2020年2月3日月曜日

アクセスできないアプリやWebを「Seeing AI」で探索する。

Seeing AIでアプリ画面を解析。

さて全盲の筆者は、普段iPhoneをVoiceover(音声読み上げ機能)を駆使しながら活用している。そのような日々の中で痛感しているのは、音声読み上げ環境で利用できないアプリやWebがあまりにも多いということ。せっかく便利そうなアプリを見つけ、ワクワク気分でインストールしたとしても、その期待はすぐに失望へと変わってしまう。

アプリを起動しても、
  • 画面をタップしようがスワイプしようが、ウンともスンとも言わない。
  • アプリ本編に進むためのボタン(使用許諾の同意ボタンなど)が見つからない。
  • ボタンにラベル(名前)がつけられておらず、音声で機能を把握できない。

こんなことは日常茶飯事。これはアクセシブルでないWebでも同じだ。
メガ見えるそこのあなた、こんなアプリやWebを想像して見て欲しい。
「画面が真っ暗」。「どこをタップしても無反応」。「ボタンに何も書かれていない」。
結構、絶望するでしょ?
Voiceoverユーザーは日常的にこのような「ガッカリ体験」を否応なく浴びせられているのである。それもこれも、多くのアプリやWeb開発者が、Voiceoverなどのスクリーンリーダーを使う人々のアクセシビリティを考慮していないことが原因なのだ。

大抵はこの瞬間テンションが劇さがりし即刻アプリを削除したりWebから立ち去ってしまうものだが(さようなら)、どうしてもそのアプリやWebを使わなければなら無いこともある。いや、使いたいからインストールしたんだけどね。

「今Voiceoverが立ち往生しているこの画面。一体何が映し出されているのだろうか?」
それがわかれば、何か大作を寝ることができる(かもしれない)。
そこで役立つのが「Seeing AI」である。

このアプリの画像認識AIを用いれば「画面に表示されているであろうなにか」を、音声で知ることができる。それを知ったからといって何かがすぐに解決するわけではないかも知れない。だがユーザーをガッカリさせたアプリの姿だけでも拝んでおくことができる。

では実際の手順。
アプリやWebにアクセスしVoiceoverがダンマリを決め込んだら、ここですかさず「スクリーンショット」を撮影しよう。ホームボタンがある機種ならスリープボタンとホームボタンを同時に押す。iPhone X以降ならサイドボタンと音量を上げるボタンを同時に押せばいい。シャッター音が聞こえれば成功だ。スクリーンカーテンはオンのままでもOK。

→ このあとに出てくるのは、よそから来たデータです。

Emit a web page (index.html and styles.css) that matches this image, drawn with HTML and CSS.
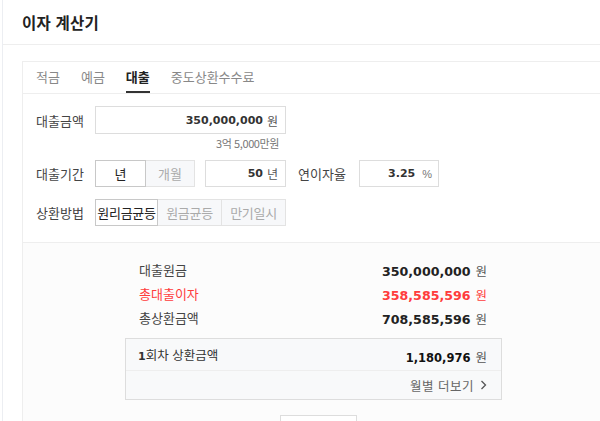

スクリーンショットが撮れたらSeeing AIを起動し「メニュー」>「写真の参照」をタップ。先ほど撮影したスクリーンショットを開くことでイメージが解析され、画面に写っている文字、場合によってはグラフィックスなどが説明される。ボタン上のテキストや説明文、初回起動時に表示されるインストラクション、何かの警告文、使用許諾画面……Voiceoverではわからなかった様々な情報が得られるだろう。
さらに「写真を探索」をタップし、認識された情報の位置をタッチで確認することで、画面のレイアウトが(大雑把だが)イメージできる。

もしタップできそうなボタンが見つかったら該当アプリへ戻り、Voiceoverをオフにしてその部分をタップしてみる。インストラクション画面なら、画面を何回か左スワイプしてみるのも有効だろう。「ラジオクラウド」は、この方法でアクセスできるようになったアプリの一つだ。(最新バージョンでは未確認)

またVoiceoverで操作はできるものの、ボタンに適切なラベルがつけられていないような場合も、この方法を用いてボタンの機能を把握するヒントが得られるかも知れない。ボタン上のテキストが判別できたら、項目をダブルタップ&ホールドしてカスタムラベルを付けレバいい。
例えば最近リリースされたマクドナルドの「モバイルオーダー」の商品を選ぶ画面を認識させたところ、画面にある読み上げないボタンの位置に「レギュラーメニュー」や「サイドメニュー」といったテキストが見つかった。
これまで見える人に手伝ってもらうしか確認しようがなかった画面を単独で把握できるようになったことは、率直に言って非常に画期的。すごいよSeeing AI。

とは言えこの方法でアクセスできるアプリは少数派だろう。アクセスできないアプリやWebは、首尾貫徹してアクセスできないことが多いためだ。結局のところ、開発者へフィードバックし改善を求めるしかない。ただこの場合でも、Seeing AIで内容を確認し「どこがアクセスできないか」を把握しておけば、より具体的な提案が可能になるはずだ。

まあ、そもそもアプリやWebは、このような工夫をすることなくアクセシブルであるべきである。いかなる理由があろうとも、スクリーンリーダーで使えないのは「不具合」である、という考え方が早く浸透して欲しいものだ。